Debian is also neater than it was before. The old joke is that Ubuntu is an old word, meaning “I can’t configure Debian”. (It doesn’t, but it’s a good gag.)

This jibe is no longer true. Contemporary Debian is relatively simple: you can easily add Flatpak support – or Snap if you prefer, or both – and install non-FOSS firmware, etc. Bullseye also includes Cinnamon, although it’s a slightly older version.

Even so, LMDE 5 makes it a smoother and easier process, and it looks good too. If you want to run Debian on a desktop or laptop, don’t mind (or even actively need) non-FOSS codecs or firmware, and aren’t a Debian guru, then Elsie is a solid choice.

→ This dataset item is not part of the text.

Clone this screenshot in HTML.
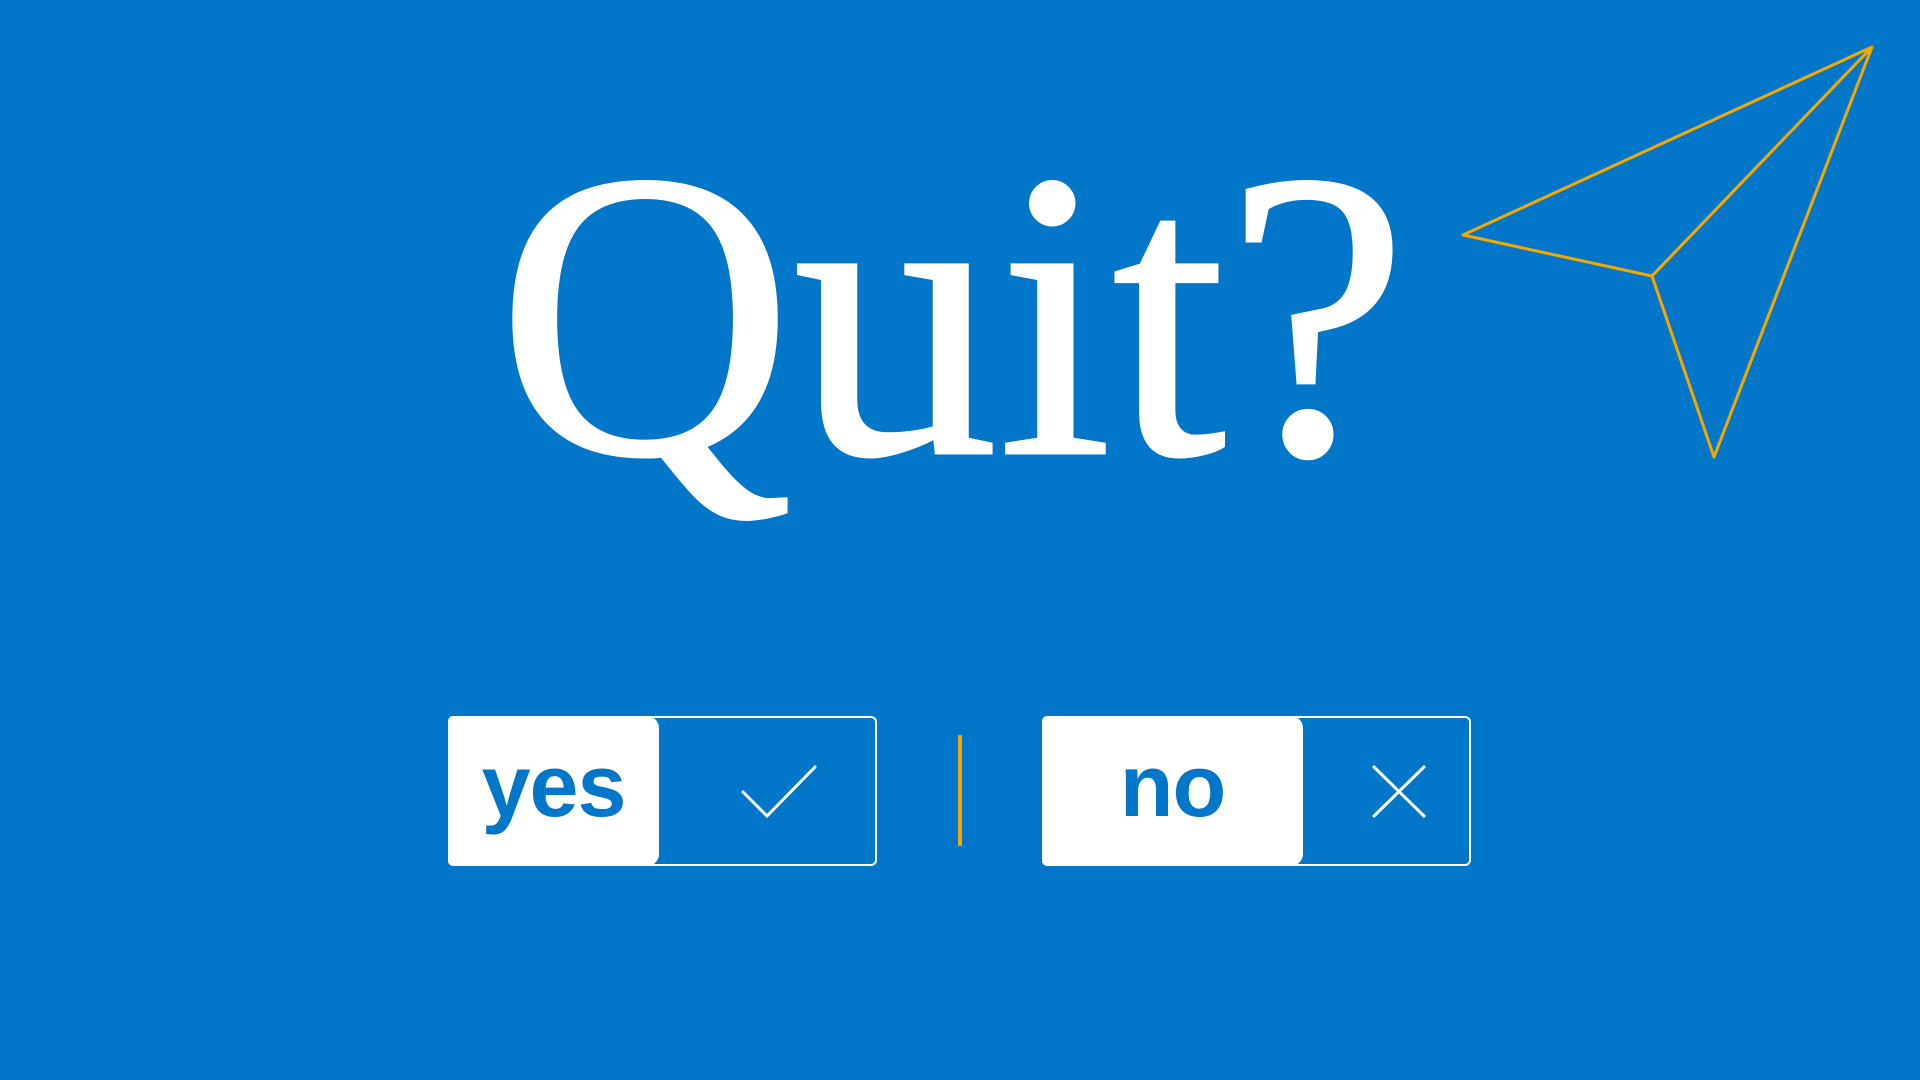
<!DOCTYPE html>
<html><head><meta charset="utf-8"><style>
html,body{margin:0;padding:0;}
body{width:1920px;height:1080px;background:#0276C9;position:relative;overflow:hidden;font-family:"Liberation Sans",sans-serif;}
.q{position:absolute;left:497px;top:315px;font-family:"Liberation Serif",serif;font-size:410px;color:#fff;line-height:0;white-space:nowrap;-webkit-text-stroke:3px #fff;}
.box{position:absolute;top:716px;height:150px;border:2px solid #fff;border-radius:6px;box-sizing:border-box;}
.fill{position:absolute;top:716px;height:150px;background:#fff;border-radius:5px 12px 12px 5px;color:#0276C9;font-weight:bold;font-size:88px;text-align:center;line-height:140px;letter-spacing:-1px;}
.sep{position:absolute;left:958px;top:735px;width:4px;height:111px;background:#F5A800;}
svg{position:absolute;left:0;top:0;}
</style></head><body>
<div class="q">Quit?</div>
<div class="box" style="left:448px;width:429px"></div>
<div class="fill" style="left:448px;width:211px">yes</div>
<div class="box" style="left:1042px;width:429px"></div>
<div class="fill" style="left:1042px;width:261px">no</div>
<div class="sep"></div>
<svg width="1920" height="1080">
<polygon points="1463,235 1872,47 1714,457 1652,276" fill="none" stroke="#F5A800" stroke-width="3" stroke-linejoin="round"/>
<line x1="1652" y1="276" x2="1872" y2="47" stroke="#F5A800" stroke-width="3"/>
<polyline points="743,792 767,816 815,767" fill="none" stroke="#fff" stroke-width="3" stroke-linecap="round"/>
<line x1="1374" y1="767" x2="1424" y2="816" stroke="#fff" stroke-width="3" stroke-linecap="round"/>
<line x1="1424" y1="767" x2="1374" y2="816" stroke="#fff" stroke-width="3" stroke-linecap="round"/>
</svg>
</body></html>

The positions of the Mint project and Ubuntu seem to diverge. Ubuntu officially favors GNOME 3, while Mint has built its own next-gen desktop. Ubuntu favors its own Snaps, while Mint favors Flatpak. Ubuntu bundles fast-evolving apps like Firefox as Snaps, while Mint favors natively packaged browsers. And Mint, as always, includes non-FOSS freeware like codecs and apps like Spotify in its repositories.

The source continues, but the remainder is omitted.